Evaluating the emerging adsorbents for water production potential and thermodynamic limits of adsorption-based atmospheric water harvesting systems

Abstract

In the context of global water scarcity, adsorption-based atmospheric water harvesting (AWH) is an emerging technology for providing potable water at anytime/anywhere. In this regard, the study evaluates silica-gel, zeolite, ionogel, polymer, membrane, and metal-organic framework based ten kinds of emerging adsorbents for the AWH systems. A thermodynamic modeling framework comprising of adsorption equilibrium models and governing steady-state equations is performed.
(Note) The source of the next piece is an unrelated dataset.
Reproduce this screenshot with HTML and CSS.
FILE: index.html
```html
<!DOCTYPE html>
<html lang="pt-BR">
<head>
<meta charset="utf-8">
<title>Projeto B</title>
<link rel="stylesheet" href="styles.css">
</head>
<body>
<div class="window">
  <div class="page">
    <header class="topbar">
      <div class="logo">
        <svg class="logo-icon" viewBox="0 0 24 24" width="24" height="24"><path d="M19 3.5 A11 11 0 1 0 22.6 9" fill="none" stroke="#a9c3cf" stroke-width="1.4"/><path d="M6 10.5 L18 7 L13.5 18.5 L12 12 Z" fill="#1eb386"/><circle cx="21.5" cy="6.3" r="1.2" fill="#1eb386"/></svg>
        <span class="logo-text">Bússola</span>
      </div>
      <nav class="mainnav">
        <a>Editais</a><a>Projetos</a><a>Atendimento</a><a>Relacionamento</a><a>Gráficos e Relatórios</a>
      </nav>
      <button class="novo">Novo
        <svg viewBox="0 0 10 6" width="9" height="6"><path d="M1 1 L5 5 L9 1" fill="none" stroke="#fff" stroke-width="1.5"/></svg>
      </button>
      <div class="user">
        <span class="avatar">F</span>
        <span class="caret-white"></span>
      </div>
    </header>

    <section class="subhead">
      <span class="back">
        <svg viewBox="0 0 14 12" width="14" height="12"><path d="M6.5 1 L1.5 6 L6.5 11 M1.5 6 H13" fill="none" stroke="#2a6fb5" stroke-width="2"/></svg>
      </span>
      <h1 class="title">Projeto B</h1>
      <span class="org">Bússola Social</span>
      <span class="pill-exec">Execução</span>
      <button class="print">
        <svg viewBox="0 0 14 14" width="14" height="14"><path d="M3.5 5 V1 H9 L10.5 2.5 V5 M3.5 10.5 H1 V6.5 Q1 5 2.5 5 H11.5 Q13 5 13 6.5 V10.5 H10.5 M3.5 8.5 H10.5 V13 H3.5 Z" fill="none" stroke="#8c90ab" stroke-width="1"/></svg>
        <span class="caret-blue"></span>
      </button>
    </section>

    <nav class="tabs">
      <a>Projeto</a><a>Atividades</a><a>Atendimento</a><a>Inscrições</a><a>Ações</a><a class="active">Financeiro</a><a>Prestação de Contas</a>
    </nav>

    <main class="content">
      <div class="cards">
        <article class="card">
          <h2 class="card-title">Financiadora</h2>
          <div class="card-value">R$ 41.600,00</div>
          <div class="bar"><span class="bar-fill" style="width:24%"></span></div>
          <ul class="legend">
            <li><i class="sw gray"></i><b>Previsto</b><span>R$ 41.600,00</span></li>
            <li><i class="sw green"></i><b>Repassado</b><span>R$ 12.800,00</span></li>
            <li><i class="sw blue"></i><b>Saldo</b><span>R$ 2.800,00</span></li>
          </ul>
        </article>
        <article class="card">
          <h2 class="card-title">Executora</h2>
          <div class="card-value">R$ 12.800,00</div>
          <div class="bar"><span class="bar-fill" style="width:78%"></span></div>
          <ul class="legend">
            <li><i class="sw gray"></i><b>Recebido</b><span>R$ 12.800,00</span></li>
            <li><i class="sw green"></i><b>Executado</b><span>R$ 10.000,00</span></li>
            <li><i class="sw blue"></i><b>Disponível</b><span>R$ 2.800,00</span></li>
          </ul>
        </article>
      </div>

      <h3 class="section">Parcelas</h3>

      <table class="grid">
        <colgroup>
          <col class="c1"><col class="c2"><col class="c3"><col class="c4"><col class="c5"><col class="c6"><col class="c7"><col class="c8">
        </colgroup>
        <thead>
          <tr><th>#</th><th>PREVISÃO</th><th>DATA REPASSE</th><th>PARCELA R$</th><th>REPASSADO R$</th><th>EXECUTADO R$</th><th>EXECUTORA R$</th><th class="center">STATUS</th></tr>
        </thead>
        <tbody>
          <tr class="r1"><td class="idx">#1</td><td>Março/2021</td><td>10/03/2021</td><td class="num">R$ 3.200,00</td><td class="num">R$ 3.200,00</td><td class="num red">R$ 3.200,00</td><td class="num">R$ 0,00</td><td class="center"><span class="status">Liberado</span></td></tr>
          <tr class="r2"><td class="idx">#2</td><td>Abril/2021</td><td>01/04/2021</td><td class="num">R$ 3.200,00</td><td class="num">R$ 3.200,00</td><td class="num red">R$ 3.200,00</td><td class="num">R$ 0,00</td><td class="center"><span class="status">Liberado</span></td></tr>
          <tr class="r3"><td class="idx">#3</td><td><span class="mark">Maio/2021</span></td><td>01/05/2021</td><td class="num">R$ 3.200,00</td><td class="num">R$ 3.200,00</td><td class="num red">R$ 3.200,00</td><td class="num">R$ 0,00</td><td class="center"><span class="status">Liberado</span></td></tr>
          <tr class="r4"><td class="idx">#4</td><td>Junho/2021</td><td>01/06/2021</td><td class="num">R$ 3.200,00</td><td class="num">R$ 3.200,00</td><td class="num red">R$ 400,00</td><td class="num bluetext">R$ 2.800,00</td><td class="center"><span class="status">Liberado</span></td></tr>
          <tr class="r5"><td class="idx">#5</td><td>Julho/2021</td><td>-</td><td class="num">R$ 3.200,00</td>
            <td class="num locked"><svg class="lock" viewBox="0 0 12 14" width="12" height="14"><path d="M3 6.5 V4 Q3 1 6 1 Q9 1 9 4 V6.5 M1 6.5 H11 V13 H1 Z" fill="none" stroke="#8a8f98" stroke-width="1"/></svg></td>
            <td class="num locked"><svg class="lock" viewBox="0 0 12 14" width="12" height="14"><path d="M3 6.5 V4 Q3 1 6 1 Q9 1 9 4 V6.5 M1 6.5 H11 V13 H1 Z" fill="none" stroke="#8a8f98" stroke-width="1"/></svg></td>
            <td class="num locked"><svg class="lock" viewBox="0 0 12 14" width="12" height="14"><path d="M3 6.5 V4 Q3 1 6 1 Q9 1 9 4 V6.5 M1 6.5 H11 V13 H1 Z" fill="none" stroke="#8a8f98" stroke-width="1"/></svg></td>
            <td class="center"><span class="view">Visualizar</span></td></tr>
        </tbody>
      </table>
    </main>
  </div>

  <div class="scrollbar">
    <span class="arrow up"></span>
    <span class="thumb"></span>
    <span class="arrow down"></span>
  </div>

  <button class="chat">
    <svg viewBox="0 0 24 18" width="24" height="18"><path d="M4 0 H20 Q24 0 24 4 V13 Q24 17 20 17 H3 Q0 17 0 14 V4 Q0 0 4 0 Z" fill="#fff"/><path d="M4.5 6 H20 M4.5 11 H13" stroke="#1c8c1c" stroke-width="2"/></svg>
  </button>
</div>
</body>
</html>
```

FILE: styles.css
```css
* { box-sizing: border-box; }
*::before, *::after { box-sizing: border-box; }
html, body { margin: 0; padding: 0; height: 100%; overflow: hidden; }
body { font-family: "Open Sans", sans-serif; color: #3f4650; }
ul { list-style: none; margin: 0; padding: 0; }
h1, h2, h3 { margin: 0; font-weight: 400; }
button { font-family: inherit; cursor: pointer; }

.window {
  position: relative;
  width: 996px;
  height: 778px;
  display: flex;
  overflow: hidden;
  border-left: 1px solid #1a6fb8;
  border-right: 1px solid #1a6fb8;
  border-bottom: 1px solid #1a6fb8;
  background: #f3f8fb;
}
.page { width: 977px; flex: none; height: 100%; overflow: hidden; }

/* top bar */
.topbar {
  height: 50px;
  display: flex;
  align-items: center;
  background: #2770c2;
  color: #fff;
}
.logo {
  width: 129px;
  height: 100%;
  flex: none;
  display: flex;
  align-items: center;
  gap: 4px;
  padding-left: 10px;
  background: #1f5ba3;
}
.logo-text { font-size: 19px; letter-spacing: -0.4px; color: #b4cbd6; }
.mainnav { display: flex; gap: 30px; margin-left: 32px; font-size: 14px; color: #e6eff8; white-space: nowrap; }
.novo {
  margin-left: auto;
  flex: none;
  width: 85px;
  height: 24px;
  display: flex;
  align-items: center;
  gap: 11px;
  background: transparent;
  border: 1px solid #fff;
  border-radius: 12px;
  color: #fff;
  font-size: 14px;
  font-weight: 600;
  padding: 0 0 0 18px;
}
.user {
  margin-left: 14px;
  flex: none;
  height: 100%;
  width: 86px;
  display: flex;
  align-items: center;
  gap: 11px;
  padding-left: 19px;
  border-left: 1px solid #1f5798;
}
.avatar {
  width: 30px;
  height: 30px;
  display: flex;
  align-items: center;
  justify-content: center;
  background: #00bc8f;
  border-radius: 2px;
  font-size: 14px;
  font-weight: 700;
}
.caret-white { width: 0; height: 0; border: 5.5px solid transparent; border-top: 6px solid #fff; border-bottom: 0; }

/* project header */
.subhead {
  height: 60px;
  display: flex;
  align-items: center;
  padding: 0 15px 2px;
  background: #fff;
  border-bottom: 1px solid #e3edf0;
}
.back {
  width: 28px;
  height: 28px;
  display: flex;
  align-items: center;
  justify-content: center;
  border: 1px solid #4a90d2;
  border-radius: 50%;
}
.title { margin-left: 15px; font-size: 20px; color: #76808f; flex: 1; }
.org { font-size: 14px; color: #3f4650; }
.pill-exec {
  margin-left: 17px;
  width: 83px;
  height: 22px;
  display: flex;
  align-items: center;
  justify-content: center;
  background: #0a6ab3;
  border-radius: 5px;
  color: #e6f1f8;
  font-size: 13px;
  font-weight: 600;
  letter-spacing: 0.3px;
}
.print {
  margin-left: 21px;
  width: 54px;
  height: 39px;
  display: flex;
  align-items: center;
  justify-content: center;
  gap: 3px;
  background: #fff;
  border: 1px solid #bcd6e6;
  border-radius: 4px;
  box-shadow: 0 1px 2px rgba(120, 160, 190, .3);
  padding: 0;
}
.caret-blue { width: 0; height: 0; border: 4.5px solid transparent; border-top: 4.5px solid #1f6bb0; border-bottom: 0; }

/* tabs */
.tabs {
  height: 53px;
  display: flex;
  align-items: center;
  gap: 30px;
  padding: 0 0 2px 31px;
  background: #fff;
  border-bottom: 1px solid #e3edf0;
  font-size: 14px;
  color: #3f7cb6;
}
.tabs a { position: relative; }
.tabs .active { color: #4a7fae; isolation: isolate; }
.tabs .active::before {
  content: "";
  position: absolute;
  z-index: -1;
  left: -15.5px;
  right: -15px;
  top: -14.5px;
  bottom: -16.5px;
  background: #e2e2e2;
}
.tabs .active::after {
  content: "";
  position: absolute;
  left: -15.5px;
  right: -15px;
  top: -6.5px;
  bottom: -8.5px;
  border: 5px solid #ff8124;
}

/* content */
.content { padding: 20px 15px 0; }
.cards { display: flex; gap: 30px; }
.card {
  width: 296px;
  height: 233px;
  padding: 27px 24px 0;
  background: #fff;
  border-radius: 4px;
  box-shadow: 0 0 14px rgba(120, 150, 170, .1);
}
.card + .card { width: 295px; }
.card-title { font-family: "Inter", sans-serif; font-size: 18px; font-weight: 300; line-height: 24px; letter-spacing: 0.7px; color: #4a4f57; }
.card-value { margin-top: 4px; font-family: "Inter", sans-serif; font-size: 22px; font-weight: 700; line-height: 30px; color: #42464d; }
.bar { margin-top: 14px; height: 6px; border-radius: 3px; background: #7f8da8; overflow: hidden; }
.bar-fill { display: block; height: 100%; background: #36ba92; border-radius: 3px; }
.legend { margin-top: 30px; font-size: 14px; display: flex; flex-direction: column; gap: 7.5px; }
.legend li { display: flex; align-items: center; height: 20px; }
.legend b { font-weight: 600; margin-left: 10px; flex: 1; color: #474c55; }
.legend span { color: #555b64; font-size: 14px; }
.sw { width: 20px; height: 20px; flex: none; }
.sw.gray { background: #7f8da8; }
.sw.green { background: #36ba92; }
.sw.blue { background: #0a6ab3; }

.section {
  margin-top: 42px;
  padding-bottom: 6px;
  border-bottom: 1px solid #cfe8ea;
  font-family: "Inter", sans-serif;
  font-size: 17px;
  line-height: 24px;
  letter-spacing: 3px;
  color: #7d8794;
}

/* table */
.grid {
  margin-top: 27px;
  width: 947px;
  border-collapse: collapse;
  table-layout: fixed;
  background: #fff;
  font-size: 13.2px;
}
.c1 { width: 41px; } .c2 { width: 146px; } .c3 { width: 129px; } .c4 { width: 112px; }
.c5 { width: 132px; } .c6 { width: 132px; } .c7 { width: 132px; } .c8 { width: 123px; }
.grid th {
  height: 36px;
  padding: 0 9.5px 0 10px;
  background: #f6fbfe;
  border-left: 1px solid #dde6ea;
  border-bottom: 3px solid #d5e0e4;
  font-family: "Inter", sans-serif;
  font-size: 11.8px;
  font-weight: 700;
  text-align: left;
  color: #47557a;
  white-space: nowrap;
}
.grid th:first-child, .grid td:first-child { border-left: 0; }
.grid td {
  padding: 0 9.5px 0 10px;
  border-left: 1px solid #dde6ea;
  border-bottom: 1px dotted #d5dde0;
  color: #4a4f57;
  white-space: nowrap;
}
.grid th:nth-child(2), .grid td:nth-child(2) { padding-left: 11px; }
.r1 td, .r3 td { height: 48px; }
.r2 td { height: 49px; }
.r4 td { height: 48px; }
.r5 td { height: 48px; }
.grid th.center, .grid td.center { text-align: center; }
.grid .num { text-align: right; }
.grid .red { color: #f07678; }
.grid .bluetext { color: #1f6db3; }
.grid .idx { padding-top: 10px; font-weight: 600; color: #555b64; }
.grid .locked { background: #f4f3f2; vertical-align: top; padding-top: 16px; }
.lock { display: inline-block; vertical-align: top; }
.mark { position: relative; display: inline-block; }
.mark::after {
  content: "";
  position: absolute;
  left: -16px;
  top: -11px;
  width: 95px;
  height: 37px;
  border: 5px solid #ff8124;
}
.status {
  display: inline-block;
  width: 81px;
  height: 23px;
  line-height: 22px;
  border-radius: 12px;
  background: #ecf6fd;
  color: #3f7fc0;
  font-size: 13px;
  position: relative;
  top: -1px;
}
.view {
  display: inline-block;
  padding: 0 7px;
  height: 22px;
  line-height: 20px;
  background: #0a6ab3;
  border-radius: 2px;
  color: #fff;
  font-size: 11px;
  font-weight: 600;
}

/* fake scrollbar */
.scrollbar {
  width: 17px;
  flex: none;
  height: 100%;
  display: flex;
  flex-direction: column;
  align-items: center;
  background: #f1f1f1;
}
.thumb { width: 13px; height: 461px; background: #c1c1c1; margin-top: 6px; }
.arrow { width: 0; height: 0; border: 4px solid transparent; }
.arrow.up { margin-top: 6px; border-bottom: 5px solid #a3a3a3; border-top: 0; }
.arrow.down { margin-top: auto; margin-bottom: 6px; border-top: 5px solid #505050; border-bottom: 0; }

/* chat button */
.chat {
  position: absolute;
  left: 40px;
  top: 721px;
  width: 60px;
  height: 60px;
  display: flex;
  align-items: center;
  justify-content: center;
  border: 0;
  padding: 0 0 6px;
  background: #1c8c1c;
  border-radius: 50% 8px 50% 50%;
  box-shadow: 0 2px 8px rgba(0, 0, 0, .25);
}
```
Performance of AWH systems is always judged on water production potential (WPP), energy consumption (EC) whereas thermodynamic correctness can be measured by first (ηI) and second law (ηII) efficiencies. Thereby, the adsorbents are evaluated from perspectives of WPP, EC, ηI and ηII. As per results, ionogel based adsorbent enables maximum WPP ranging up to 1.55 kg/kg/cycle, EC of 4214.96 kJ/kgw/cycle, ηI of 0.54, and ηII of 0.21. Whereas MIL-101(Cr) observe WPP ranging up to 0.87 kg/kg/cycle, EC of 4499.84 kJ/kgw/cycle, ηI of 0.50, and ηII of 0.19. Parametric analyses results show that ηI of ionogel and MIL-101(Cr) can be increased up to 0.65 and 0.69 while ηII up to 0.23 and 0.25, respectively. Furthermore, ηI and ηII of dual-stage system can improve by 33% as compared to single-stage that can improve by 68-74% as compared to vapor compression system.